This statement is a simplification, which ignores the category of phenomena we call “electrostatic”. It would be better to say that a continuous current must return to its source.

Current is the flow of charges. Therefore, any current that does not flow in a complete loop ("return to its source") must be either increasing or reducing a charge imbalance (also known as a static charge), where some portion of the system contains more electrons than protons or vice versa.

As a charge imbalance increases, the electric field opposing it increases. Thus, eventually whatever process is causing the imbalance will not be able to increase the charge imbalance further, or something else will happen (such as an arc).

A typical example of a process which increases charge imbalance is an electrostatic generator such as a Van de Graaf generator, or rubbing your shoes on carpet — but it is also the case if you touch a piece of metal to one side of a battery, a current will flow momentarily and the piece of metal will be charged. But it'll only flow until the piece of metal is charged to at most the battery voltage, so this will not discharge the battery significantly. (And that much static charge is extremely hard to notice, because familiar electrostatic phenomena like static shocks involve hundreds of volts, and attempting to measure it with any conventional voltmeter will quickly discharge it.)

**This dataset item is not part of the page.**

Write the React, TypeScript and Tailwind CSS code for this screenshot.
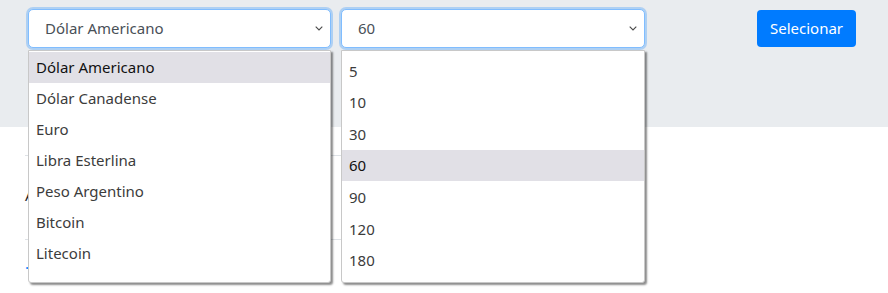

In order to get a continuing discharge of the battery, you need to do this repeatedly. And getting the current flow to happen repeatedly means you need to discharge this hypothetical piece of metal, relative to the battery terminal — which means you need to connect it to the other terminal of the battery. Thus, there is still a loop of sorts — it is just oddly intermittent.

A famous machine operating in this fashion is the Oxford Electric Bell, a specific variation of Franklin bells, which consists of a pendulum (the “clapper”) hung between two electrodes (the bells) that are connected to a battery. The clapper touches the bells alternately, and each time it does this some electrons enter or leave it to equalize the charge between the clapper and that bell. Electrostatic attraction causes the clapper to swing between the two bells on its own, keeping the machine running. Because the amount of charge (and energy) transferred is so small, it has been operating with its original battery for over a hundred years.

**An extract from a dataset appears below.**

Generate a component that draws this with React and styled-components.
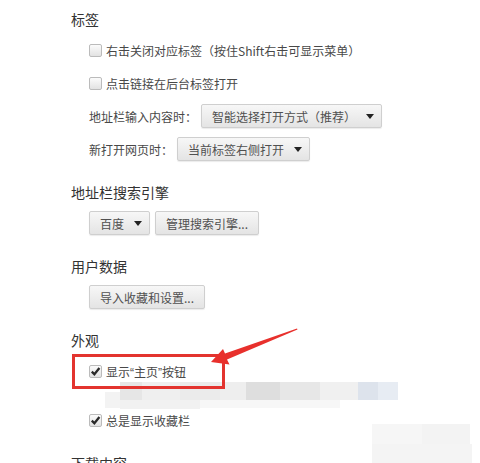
import React from 'react'
import styled, { createGlobalStyle } from 'styled-components'

const GlobalStyle = createGlobalStyle`
    html, body {
        margin: 0;
        padding: 0;
        background: #ffffff;
    }

    body {
        font-family: "Noto Sans CJK SC", "Noto Sans", sans-serif;
        color: #444444;
    }
`

const Page = styled.div`
    position: relative;
    width: 480px;
    height: 463px;
    overflow: hidden;
    background: #ffffff;
    padding: 9px 0 0 71px;
    box-sizing: border-box;
`

const Section = styled.section`
    display: flex;
    flex-direction: column;
    gap: 9px;
    margin-bottom: 21px;
`

const Heading = styled.h3`
    margin: 0;
    height: 20px;
    line-height: 20px;
    font-size: 14px;
    font-weight: 400;
    color: #333333;
`

const Items = styled.div`
    display: flex;
    flex-direction: column;
    gap: 9px;
    padding-left: 18px;
`

const Row = styled.div`
    display: flex;
    align-items: center;
    gap: ${(p) => p.$gap ?? 4}px;
    height: 24px;
    font-size: 12px;
    margin-top: ${(p) => p.$offset ?? 0}px;
`

const Box = styled.span`
    display: inline-flex;
    align-items: center;
    justify-content: center;
    width: 13px;
    height: 13px;
    box-sizing: border-box;
    border: 1px solid #bbbbbb;
    border-radius: 2px;
    background: linear-gradient(#fbfbfb, #e2e2e2);
    margin: 0 4px 0 0;
    flex: none;
`

const Label = styled.span`
    white-space: nowrap;
    color: #484848;
`

const Quote = styled.span`
    font-family: "Liberation Sans", Arial, sans-serif;
`

const Button = styled.button`
    display: inline-flex;
    align-items: center;
    gap: 10px;
    height: 24px;
    padding: 0 ${(p) => (p.$caret ? 7 : 10)}px 0 10px;
    font-family: inherit;
    font-size: 12px;
    color: #505050;
    border: 1px solid #cfcfcf;
    border-radius: 2px;
    background: linear-gradient(#f7f7f7, #e4e4e4);
    box-shadow: 0 1px 1px rgba(0, 0, 0, 0.08);
    white-space: nowrap;
    cursor: pointer;
`

const Caret = styled.span`
    width: 0;
    height: 0;
    border-left: 4px solid transparent;
    border-right: 4px solid transparent;
    border-top: 5px solid #222;
    margin-top: 1px;
`

const ButtonRow = styled.div`
    display: flex;
    gap: 5px;
    padding-left: 18px;
`

const Overlay = styled.svg`
    position: absolute;
    top: 0;
    left: 0;
    pointer-events: none;
`

const Check = ({ checked }) => (
    <Box>
        {checked && (
            <svg width="11" height="11" viewBox="0 0 11 11">
                <path d="M1.8 5.6 L4.4 8.2 L9.4 2" fill="none" stroke="#2a2a2a" strokeWidth="2.3" />
            </svg>
        )}
    </Box>
)

const Checkbox = ({ checked, children, offset }) => (
    <Row $gap={0} $offset={offset}>
        <Check checked={checked} />
        <Label>{children}</Label>
    </Row>
)

const Select = ({ label, value }) => (
    <Row $gap={4}>
        <Label>{label}</Label>
        <Button $caret>
            {value}
            <Caret />
        </Button>
    </Row>
)

// pixelated blur + annotation drawn over the page
const blur = [
    [120, 382, 22, 18, '#e6e6e6'],
    [142, 382, 38, 18, '#efefef'],
    [180, 382, 40, 18, '#ebebeb'],
    [220, 382, 26, 18, '#eeeeee'],
    [246, 382, 34, 18, '#dedede'],
    [280, 382, 40, 18, '#e7e7e7'],
    [320, 382, 38, 18, '#f0f0f0'],
    [358, 382, 20, 18, '#dde3ec'],
    [378, 382, 20, 18, '#e7ecf3'],
    [105, 392, 15, 16, '#f3f3f3'],
    [120, 400, 80, 9, '#f1f1f1'],
    [200, 400, 140, 8, '#f7f7f7'],
    [372, 424, 50, 20, '#f6f6f6'],
    [422, 424, 48, 20, '#f3f3f3'],
    [372, 444, 100, 19, '#f4f4f4']
]

const Annotation = () => (
    <Overlay width="480" height="463" viewBox="0 0 480 463">
        {blur.map(([x, y, w, h, c], i) => (
            <rect key={i} x={x} y={y} width={w} height={h} fill={c} />
        ))}
        <rect x="73.5" y="355.5" width="150" height="32" fill="none" stroke="#e3342f" strokeWidth="3" />
        <polygon
            points="211,362 223,349 225,353.5 297,328.5 297.5,329.5 227,359.5 229.5,364.5"
            fill="#e8302c"
        />
    </Overlay>
)

const App = () => {
    return (
        <>
            <GlobalStyle />
            <Page>
                <Section>
                    <Heading>标签</Heading>
                    <Items>
                        <Checkbox>右击关闭对应标签（按住Shift右击可显示菜单）</Checkbox>
                        <Checkbox>点击链接在后台标签打开</Checkbox>
                        <Select label="地址栏输入内容时：" value="智能选择打开方式（推荐）" />
                        <Select label="新打开网页时：" value="当前标签右侧打开" />
                    </Items>
                </Section>

                <Section>
                    <Heading>地址栏搜索引擎</Heading>
                    <ButtonRow>
                        <Button $caret>
                            百度
                            <Caret />
                        </Button>
                        <Button>管理搜索引擎...</Button>
                    </ButtonRow>
                </Section>

                <Section>
                    <Heading>用户数据</Heading>
                    <ButtonRow>
                        <Button>导入收藏和设置...</Button>
                    </ButtonRow>
                </Section>

                <Section>
                    <Heading>外观</Heading>
                    <Items>
                        <Checkbox checked>
                            显示<Quote>“</Quote>主页<Quote>”</Quote>按钮
                        </Checkbox>
                        <Checkbox checked offset={16}>
                            总是显示收藏栏
                        </Checkbox>
                    </Items>
                </Section>

                <Section>
                    <Heading>下载内容</Heading>
                </Section>

                <Annotation />
            </Page>
        </>
    )
}

export default App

(You can build your own Franklin bells out of common materials. Unfortunately the suggested safe source of high voltage, the face of a CRT television, is no longer a common household item. You might be able to get it to work a little bit with some carpet shuffling, though.)

So, it is entirely possible to discharge a battery by connecting to only one terminal at a time, but not only one terminal ever; any system in which only one terminal of a battery is connected will enter a steady state which does not discharge it.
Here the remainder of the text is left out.